::: STORED DATA :::

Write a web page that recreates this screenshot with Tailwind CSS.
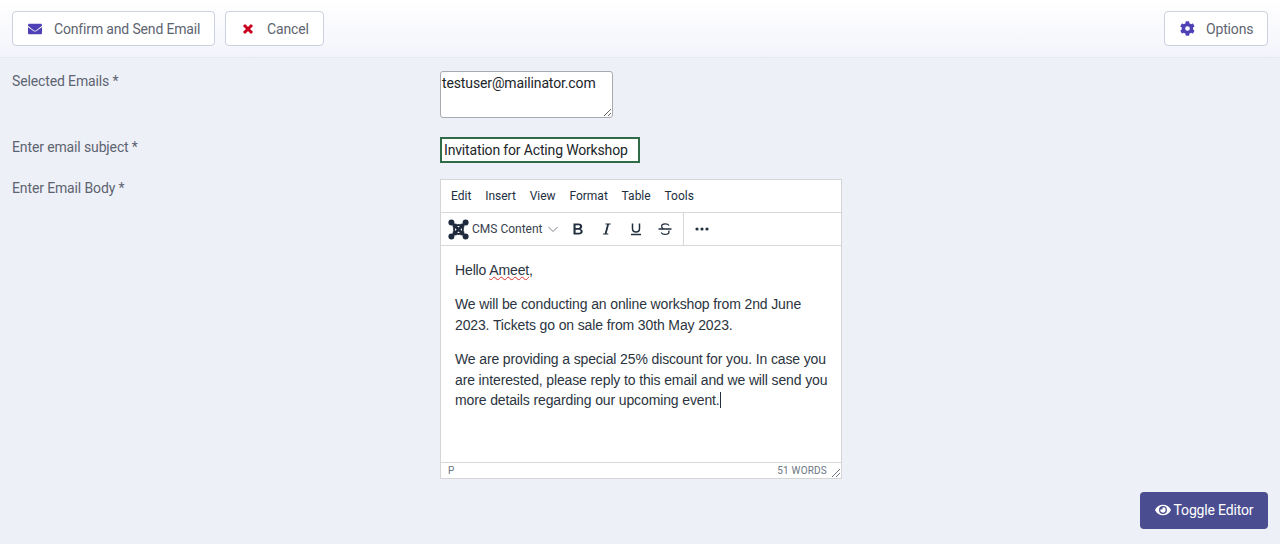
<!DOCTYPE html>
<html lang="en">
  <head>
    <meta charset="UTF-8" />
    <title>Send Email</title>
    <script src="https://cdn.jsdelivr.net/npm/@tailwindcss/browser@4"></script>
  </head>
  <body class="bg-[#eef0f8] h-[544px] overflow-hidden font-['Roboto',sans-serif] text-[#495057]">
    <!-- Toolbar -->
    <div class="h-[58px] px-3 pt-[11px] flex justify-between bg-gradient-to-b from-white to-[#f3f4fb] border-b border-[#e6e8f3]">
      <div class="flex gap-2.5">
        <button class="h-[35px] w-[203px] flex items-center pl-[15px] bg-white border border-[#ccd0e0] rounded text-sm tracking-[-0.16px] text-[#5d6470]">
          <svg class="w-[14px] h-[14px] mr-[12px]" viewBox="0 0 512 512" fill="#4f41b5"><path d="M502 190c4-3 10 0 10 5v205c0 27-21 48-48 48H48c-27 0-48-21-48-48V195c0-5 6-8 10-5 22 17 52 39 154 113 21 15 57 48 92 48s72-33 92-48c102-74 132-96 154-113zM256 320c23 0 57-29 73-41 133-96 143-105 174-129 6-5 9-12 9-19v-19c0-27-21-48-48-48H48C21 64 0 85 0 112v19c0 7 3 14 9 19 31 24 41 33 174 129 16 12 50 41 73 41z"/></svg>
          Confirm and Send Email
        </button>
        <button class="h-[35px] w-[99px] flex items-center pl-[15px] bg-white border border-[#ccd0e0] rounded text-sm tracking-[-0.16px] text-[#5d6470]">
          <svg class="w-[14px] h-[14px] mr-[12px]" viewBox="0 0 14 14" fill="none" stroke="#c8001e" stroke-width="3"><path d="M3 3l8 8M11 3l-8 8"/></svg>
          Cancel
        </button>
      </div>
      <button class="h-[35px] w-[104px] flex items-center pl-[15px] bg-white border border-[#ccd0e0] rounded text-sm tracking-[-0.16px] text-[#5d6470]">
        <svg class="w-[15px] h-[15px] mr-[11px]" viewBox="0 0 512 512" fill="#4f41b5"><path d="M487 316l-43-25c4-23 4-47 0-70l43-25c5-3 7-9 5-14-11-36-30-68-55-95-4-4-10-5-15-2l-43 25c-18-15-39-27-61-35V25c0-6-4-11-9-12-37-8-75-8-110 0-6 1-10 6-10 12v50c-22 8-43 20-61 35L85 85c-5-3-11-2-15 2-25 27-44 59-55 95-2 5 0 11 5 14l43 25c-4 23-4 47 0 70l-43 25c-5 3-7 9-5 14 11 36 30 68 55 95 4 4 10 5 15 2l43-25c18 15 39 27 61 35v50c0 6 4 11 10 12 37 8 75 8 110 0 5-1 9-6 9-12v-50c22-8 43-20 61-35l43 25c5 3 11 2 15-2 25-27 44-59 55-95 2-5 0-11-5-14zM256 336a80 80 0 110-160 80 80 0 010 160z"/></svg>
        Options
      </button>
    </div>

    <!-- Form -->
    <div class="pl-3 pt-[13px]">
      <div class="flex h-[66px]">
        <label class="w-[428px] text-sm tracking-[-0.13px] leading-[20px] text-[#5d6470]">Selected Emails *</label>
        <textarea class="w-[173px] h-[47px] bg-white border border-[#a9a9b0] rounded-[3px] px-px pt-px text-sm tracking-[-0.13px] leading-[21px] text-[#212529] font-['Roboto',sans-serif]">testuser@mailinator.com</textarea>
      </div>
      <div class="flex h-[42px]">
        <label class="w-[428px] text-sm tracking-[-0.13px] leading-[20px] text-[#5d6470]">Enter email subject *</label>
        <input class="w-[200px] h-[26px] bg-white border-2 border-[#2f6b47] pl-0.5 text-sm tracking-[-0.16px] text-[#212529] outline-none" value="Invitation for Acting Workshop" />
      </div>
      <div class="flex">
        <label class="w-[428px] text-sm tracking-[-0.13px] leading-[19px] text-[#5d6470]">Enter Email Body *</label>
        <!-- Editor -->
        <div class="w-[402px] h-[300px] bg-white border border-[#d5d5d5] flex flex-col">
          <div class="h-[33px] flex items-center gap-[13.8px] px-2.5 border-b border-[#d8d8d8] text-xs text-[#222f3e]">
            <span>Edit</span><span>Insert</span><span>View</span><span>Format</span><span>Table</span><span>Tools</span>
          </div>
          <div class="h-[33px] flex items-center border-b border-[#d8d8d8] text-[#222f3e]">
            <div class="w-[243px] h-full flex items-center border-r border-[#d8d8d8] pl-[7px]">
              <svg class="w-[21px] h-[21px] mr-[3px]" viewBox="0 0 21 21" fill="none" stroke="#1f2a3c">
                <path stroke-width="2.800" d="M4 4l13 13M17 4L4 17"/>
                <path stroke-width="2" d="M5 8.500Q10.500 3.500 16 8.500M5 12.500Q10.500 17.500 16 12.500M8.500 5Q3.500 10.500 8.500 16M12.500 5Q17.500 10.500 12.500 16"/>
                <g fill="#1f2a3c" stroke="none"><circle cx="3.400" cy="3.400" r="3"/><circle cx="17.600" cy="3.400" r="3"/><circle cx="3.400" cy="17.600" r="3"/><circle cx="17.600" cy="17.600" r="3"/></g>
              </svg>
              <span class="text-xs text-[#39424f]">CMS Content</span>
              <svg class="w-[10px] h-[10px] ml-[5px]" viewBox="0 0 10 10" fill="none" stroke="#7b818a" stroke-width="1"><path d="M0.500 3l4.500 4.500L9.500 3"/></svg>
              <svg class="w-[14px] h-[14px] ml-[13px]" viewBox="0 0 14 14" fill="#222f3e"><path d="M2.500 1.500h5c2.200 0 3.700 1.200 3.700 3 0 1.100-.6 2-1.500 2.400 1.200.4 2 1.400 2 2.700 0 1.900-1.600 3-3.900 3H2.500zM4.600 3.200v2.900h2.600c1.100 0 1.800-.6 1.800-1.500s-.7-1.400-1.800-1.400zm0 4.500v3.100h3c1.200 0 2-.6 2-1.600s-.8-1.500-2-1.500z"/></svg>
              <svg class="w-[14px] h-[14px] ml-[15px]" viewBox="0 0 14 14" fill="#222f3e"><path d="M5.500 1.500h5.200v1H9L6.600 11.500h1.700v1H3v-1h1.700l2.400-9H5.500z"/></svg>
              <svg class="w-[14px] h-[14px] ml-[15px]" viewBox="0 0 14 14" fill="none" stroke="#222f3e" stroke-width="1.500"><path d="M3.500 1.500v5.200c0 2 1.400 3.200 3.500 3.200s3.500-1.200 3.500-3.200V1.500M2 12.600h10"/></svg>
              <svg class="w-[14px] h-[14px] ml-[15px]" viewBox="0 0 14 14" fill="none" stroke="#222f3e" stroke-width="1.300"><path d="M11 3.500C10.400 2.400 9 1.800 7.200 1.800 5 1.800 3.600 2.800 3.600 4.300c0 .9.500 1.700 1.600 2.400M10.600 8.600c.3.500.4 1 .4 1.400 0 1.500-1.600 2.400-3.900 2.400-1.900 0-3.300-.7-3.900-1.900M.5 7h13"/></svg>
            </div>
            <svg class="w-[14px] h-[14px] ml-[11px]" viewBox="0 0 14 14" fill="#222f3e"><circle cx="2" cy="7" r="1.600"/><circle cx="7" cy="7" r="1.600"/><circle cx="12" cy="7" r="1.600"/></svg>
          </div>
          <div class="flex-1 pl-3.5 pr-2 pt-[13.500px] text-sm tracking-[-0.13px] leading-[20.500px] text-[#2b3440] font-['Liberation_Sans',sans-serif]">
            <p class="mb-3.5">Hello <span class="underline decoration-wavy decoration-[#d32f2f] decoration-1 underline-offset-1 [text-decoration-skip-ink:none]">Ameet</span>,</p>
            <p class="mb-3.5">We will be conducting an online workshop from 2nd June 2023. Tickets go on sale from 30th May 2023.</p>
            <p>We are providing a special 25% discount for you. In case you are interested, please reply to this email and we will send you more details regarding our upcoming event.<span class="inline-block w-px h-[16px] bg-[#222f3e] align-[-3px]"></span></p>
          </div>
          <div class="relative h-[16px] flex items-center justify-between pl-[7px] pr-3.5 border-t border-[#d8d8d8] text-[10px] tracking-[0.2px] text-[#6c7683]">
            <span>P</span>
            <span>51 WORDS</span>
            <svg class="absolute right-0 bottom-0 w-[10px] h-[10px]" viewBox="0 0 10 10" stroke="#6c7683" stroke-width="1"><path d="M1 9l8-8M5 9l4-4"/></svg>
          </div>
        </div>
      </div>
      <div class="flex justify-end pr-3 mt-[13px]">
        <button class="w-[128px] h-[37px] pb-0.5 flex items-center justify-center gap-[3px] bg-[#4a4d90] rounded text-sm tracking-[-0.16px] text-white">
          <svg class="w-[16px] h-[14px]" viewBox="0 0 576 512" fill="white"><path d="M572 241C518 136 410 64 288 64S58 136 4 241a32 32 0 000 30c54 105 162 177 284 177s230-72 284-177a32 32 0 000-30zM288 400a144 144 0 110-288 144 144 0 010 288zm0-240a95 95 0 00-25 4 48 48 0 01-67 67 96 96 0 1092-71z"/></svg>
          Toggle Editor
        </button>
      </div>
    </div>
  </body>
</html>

:::
::: STORED DATA :::

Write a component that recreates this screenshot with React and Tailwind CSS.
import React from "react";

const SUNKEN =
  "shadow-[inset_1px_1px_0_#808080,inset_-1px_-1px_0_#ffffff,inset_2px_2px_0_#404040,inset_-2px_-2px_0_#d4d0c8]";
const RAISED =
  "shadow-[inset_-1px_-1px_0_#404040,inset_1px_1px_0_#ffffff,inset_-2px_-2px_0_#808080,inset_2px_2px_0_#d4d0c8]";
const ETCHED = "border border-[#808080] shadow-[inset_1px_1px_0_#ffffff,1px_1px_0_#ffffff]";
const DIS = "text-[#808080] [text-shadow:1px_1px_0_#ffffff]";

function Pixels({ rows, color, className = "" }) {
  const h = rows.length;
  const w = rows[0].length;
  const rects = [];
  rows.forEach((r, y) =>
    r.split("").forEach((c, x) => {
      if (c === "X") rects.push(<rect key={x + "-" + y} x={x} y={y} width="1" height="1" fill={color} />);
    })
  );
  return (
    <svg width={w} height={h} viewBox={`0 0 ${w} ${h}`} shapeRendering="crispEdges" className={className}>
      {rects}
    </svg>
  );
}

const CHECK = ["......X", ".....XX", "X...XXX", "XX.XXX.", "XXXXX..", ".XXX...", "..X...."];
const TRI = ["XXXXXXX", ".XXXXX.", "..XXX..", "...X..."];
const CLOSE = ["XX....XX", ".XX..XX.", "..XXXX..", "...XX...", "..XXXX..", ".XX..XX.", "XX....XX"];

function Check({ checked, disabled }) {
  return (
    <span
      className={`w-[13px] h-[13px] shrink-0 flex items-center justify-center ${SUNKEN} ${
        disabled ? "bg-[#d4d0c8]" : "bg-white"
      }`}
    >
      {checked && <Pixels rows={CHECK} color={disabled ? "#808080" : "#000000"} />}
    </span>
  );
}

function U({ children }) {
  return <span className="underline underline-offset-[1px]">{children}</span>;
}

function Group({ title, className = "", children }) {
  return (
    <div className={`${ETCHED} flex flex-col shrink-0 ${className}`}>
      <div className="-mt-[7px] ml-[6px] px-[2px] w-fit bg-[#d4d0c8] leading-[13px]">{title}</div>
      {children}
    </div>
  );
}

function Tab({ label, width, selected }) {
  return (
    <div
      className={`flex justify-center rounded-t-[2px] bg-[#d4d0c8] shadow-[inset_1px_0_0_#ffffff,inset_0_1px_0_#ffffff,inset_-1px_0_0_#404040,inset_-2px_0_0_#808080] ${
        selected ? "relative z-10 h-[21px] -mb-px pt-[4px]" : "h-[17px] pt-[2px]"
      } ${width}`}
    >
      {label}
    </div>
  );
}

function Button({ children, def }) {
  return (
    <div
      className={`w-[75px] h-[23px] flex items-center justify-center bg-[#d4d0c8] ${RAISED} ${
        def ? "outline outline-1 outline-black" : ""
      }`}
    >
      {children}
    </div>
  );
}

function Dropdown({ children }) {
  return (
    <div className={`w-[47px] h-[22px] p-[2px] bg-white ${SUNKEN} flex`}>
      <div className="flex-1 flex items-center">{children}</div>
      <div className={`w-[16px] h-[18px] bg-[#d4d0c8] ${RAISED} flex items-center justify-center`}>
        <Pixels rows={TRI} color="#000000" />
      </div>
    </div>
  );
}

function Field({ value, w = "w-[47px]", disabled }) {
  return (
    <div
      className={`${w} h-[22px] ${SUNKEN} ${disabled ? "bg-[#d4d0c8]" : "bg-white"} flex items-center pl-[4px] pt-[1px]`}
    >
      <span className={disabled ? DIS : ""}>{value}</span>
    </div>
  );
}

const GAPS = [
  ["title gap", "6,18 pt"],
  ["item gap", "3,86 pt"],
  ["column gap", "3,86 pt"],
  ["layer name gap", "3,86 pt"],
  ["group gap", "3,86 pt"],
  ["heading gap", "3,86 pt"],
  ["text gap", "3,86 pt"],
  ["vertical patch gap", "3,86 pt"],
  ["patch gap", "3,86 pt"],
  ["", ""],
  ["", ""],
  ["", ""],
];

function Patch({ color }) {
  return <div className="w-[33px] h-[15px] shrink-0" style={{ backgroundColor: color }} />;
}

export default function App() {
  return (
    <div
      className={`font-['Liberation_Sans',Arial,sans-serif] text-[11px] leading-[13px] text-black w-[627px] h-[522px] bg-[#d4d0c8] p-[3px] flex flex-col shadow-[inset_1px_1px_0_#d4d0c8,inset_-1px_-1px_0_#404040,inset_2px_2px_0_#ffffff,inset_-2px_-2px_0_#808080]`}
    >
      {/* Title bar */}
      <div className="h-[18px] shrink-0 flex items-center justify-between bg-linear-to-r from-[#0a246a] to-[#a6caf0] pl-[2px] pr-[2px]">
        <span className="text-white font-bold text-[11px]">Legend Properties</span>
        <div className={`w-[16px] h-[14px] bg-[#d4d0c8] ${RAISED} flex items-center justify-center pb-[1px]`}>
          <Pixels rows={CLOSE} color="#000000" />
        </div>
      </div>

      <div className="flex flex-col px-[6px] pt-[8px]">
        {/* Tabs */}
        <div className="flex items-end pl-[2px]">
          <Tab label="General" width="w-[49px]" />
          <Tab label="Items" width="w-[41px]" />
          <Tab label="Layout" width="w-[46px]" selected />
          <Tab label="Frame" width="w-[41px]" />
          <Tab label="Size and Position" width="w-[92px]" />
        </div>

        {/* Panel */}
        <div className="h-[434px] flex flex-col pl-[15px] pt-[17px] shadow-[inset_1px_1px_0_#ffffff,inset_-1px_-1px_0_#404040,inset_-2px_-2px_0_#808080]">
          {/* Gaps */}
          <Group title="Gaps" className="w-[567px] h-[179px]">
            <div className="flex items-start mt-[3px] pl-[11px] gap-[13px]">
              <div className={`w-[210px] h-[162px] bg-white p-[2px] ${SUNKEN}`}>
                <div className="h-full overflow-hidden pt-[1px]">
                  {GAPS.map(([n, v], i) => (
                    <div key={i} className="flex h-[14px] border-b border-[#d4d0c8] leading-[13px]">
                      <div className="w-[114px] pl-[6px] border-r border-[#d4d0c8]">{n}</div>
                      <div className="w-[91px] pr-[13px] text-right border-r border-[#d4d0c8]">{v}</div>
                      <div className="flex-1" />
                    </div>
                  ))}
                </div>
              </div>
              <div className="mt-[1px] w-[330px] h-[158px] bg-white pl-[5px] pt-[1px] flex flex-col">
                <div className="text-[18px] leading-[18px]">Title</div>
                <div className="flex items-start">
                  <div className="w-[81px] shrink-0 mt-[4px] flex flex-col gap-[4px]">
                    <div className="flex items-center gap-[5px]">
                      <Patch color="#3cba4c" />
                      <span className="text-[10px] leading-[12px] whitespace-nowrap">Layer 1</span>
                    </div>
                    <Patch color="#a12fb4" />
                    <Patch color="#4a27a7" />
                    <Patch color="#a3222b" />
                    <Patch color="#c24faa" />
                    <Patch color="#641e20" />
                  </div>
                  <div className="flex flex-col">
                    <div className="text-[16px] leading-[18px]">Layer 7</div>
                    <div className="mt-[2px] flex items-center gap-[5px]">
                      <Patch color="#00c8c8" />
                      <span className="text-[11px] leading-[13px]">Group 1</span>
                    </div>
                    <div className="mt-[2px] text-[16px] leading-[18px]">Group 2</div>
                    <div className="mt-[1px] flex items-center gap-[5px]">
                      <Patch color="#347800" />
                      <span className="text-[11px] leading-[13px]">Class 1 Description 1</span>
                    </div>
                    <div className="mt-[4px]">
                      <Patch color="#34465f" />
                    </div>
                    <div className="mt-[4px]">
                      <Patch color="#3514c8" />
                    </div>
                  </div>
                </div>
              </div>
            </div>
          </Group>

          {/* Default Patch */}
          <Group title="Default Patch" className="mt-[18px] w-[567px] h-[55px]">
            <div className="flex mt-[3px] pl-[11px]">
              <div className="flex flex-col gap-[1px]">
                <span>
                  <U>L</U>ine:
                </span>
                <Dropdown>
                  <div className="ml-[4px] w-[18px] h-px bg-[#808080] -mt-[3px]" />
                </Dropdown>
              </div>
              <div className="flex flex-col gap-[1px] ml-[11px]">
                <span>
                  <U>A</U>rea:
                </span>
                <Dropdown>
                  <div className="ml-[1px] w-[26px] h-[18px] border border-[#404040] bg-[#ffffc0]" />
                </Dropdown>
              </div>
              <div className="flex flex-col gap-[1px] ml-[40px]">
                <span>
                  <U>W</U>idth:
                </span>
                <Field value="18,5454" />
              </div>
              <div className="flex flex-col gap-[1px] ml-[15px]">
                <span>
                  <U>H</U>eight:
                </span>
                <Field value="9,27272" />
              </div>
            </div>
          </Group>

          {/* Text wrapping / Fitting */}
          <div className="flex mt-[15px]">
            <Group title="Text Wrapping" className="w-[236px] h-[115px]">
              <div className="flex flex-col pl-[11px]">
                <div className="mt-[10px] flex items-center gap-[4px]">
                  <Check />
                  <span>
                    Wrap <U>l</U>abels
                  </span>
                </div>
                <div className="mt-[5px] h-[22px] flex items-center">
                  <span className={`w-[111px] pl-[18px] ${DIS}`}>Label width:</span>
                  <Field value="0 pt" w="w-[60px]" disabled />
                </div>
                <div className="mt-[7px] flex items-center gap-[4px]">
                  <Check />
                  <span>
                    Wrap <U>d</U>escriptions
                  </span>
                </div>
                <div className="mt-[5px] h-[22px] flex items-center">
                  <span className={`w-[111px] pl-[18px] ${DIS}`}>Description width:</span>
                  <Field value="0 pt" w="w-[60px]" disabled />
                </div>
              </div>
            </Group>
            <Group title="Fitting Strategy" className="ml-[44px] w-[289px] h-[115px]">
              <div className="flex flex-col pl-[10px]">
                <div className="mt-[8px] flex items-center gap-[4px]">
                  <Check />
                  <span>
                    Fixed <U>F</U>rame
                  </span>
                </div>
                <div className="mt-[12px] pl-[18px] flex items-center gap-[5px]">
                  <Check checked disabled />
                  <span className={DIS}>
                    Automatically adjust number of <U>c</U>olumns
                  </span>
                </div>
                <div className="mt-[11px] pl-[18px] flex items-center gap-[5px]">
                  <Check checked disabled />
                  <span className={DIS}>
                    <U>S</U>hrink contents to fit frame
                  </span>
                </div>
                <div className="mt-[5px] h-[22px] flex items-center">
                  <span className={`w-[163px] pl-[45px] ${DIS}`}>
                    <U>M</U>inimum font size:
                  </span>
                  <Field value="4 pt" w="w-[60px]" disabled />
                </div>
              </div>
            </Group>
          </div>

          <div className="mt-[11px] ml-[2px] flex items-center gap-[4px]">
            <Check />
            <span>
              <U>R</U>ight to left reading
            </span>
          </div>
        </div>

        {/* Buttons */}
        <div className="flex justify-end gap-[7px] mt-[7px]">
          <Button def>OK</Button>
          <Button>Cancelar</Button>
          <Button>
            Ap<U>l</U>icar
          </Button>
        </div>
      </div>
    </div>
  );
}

:::

From the records above, copy every line that holds the word "with".

» **ANSWER TO THE TASK**:
Write a web page that recreates this screenshot with Tailwind CSS.
Write a component that recreates this screenshot with React and Tailwind CSS.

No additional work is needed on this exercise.